9. Peru – Machu Picchu and Cuzco to Titicaca by Train for Solo Travellers
Visiting Machu Picchu is on many people’s wishlist – and with good reason. But there’s more to Peru than this ancient citadel, as you’ll soon find out on this solo tour…
You’ll start in the UNESCO-studded capital of Lima where colonial buildings, grand palaces and ocean views await. Next, it’s onto the mountain-flanked Sacred Valley to meet locals and see the Inca art of fabric-dyeing and weaving.

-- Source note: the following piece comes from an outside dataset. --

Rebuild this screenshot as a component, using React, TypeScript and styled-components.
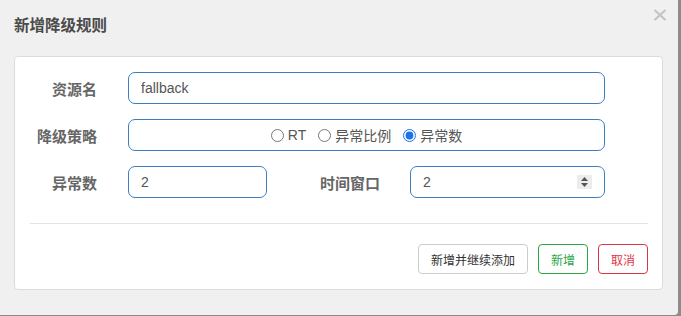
import React, { useState } from 'react'
import styled, { createGlobalStyle } from 'styled-components'

const GlobalStyle = createGlobalStyle`
    html, body {
        margin: 0;
        padding: 0;
        background: #8c8c8c;
    }
    * {
        box-sizing: border-box;
    }
`

const Modal = styled.div`
    width: 678px;
    height: 315px;
    background: #f0f0f0;
    border-bottom-right-radius: 4px;
    font-family: "Liberation Sans", "Noto Sans CJK SC", sans-serif;
    display: flex;
    flex-direction: column;
`

const Header = styled.div`
    height: 56px;
    padding: 14px 11px 0 14px;
    display: flex;
    justify-content: space-between;
    align-items: flex-start;
`

const Title = styled.div`
    font-size: 15.5px;
    line-height: 20px;
    font-weight: 700;
    color: #4a4a4a;
    font-family: "Noto Sans CJK SC", sans-serif;
`

const Close = styled.span`
    margin-top: -5px;
    display: flex;
`

const Card = styled.div`
    margin: 0 15px 0 14px;
    height: 234px;
    background: #fff;
    border: 1px solid #dcdcdc;
    border-radius: 4px;
    padding: 15px 14px 14px 0;
    display: flex;
    flex-direction: column;
`

const Rows = styled.div`
    display: flex;
    flex-direction: column;
    gap: 15px;
`

const Row = styled.div`
    display: flex;
    align-items: center;
    height: 32px;
`

const Label = styled.label<{ $width: number; $gap: number }>`
    width: ${p => p.$width}px;
    margin-right: ${p => p.$gap}px;
    text-align: right;
    font-size: 15px;
    font-weight: 700;
    color: #666;
    font-family: "Noto Sans CJK SC", sans-serif;
    flex-shrink: 0;
`

const Field = styled.div<{ $width: number; $center?: boolean }>`
    width: ${p => p.$width}px;
    height: 32px;
    border: 1px solid #3b7fc0;
    border-radius: 7px;
    display: flex;
    align-items: center;
    justify-content: ${p => (p.$center ? 'center' : 'flex-start')};
    padding: 0 12px 0 12px;
    flex-shrink: 0;
`

const Input = styled.input`
    flex: 1;
    min-width: 0;
    border: 0;
    outline: none;
    padding: 0;
    font-size: 14px;
    color: #555;
    font-family: "Liberation Sans", "Noto Sans CJK SC", sans-serif;
    background: transparent;
`

const Spinner = styled.div`
    width: 15px;
    height: 14px;
    background: #ececec;
    display: flex;
    align-items: center;
    justify-content: center;
`

const RadioItem = styled.label`
    display: flex;
    align-items: center;
    margin-right: 12px;
    font-size: 14px;
    color: #555;
    font-family: "Liberation Sans", "Noto Sans CJK SC", sans-serif;
    &:last-child {
        margin-right: 0;
    }
    & > input {
        margin: 0 4px 0 0;
        width: 13px;
        height: 13px;
        accent-color: #1a73e8;
    }
`

const Divider = styled.div`
    flex-shrink: 0;
    margin: 25px 0 0 15px;
    height: 1px;
    background: #e3e3e3;
`

const Footer = styled.div`
    display: flex;
    justify-content: flex-end;
    gap: 10px;
    margin-top: 20px;
`

const Button = styled.button<{ $color: string; $border: string; $width: number }>`
    width: ${p => p.$width}px;
    height: 30px;
    background: #fff;
    border: 1px solid ${p => p.$border};
    border-radius: 4px;
    color: ${p => p.$color};
    font-size: 12px;
    font-family: "Noto Sans CJK SC", sans-serif;
    padding: 0;
`

const options = ['RT', '异常比例', '异常数']

function App() {
    const [grade, setGrade] = useState('异常数')

    return (
        <Modal>
            <GlobalStyle />
            <Header>
                <Title>新增降级规则</Title>
                <Close>
                    <svg width='14' height='12' viewBox='0 0 14 12'>
                        <path d='M1.5 1 L12.5 11 M12.5 1 L1.5 11' stroke='#c4c4c4' strokeWidth='2.2' />
                    </svg>
                </Close>
            </Header>
            <Card>
                <Rows>
                    <Row>
                        <Label $width={82} $gap={31}>资源名</Label>
                        <Field $width={477}>
                            <Input defaultValue='fallback' />
                        </Field>
                    </Row>
                    <Row>
                        <Label $width={82} $gap={31}>降级策略</Label>
                        <Field $width={477} $center>
                            {options.map(o => (
                                <RadioItem key={o}>
                                    <input type='radio' checked={grade === o} onChange={() => setGrade(o)} />
                                    {o}
                                </RadioItem>
                            ))}
                        </Field>
                    </Row>
                    <Row>
                        <Label $width={82} $gap={31}>异常数</Label>
                        <Field $width={139}>
                            <Input defaultValue='2' />
                        </Field>
                        <Label $width={113} $gap={30}>时间窗口</Label>
                        <Field $width={195}>
                            <Input defaultValue='2' />
                            <Spinner>
                                <svg width='9' height='12' viewBox='0 0 9 12'>
                                    <path d='M4.5 1 L8 5 L1 5 Z' fill='#555' />
                                    <path d='M4.5 11 L8 7 L1 7 Z' fill='#555' />
                                </svg>
                            </Spinner>
                        </Field>
                    </Row>
                </Rows>
                <Divider />
                <Footer>
                    <Button $color='#333' $border='#cccccc' $width={110}>新增并继续添加</Button>
                    <Button $color='#28a745' $border='#28a745' $width={50}>新增</Button>
                    <Button $color='#dc3545' $border='#dc3545' $width={50}>取消</Button>
                </Footer>
            </Card>
        </Modal>
    )
}

export default App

Don’t miss the colourful market of Pisac or Ollantaytambo’s Inca fortress in all its faded glory.
A trip here just isn’t complete without a visit to Machu Picchu which is why you’ll spend the next day on a train climbing steep tracks through thick jungle, before transferring to a bus and being dropped off at the most iconic site in all of Peru. To make the most of this amazing site, you’ll be shown round by a guide who will teach you its fascinating history.
At Cuzco, the oldest continually inhabited city in South America, you’ll find more Inca temples alongside grand cathedrals and colourful markets. The next day will be spent on a 1920s train, which promises captivating views over the Andean Plains during the 10-and-a-half-hour journey until you reach Puno, home to the world’s highest lake.
The icy-blue Lake Titiccaca, with its small grassy islands and Andean views is a real Mecca for wildlife. Expect Andean foxes, giant frogs and wild guinea pigs, as well as a plethora of birds. Talking of birds, your next stop is the Colca Canyon where you’ll gaze out from a cliff edge to spot huge condors gliding in front of a blue sky, before descending into the valley for a tour of the Inca villages.
Before heading home, there’s still time to tick off the city of Arequipa. Surrounded by three volcanoes, this city offers wild adventure and colonial charms: Monasterio Santa Catalina entices visitors with its orange walls and the gold-encrusted Jesuit La Compañía church literally dazzles, reflecting light off all of its walls.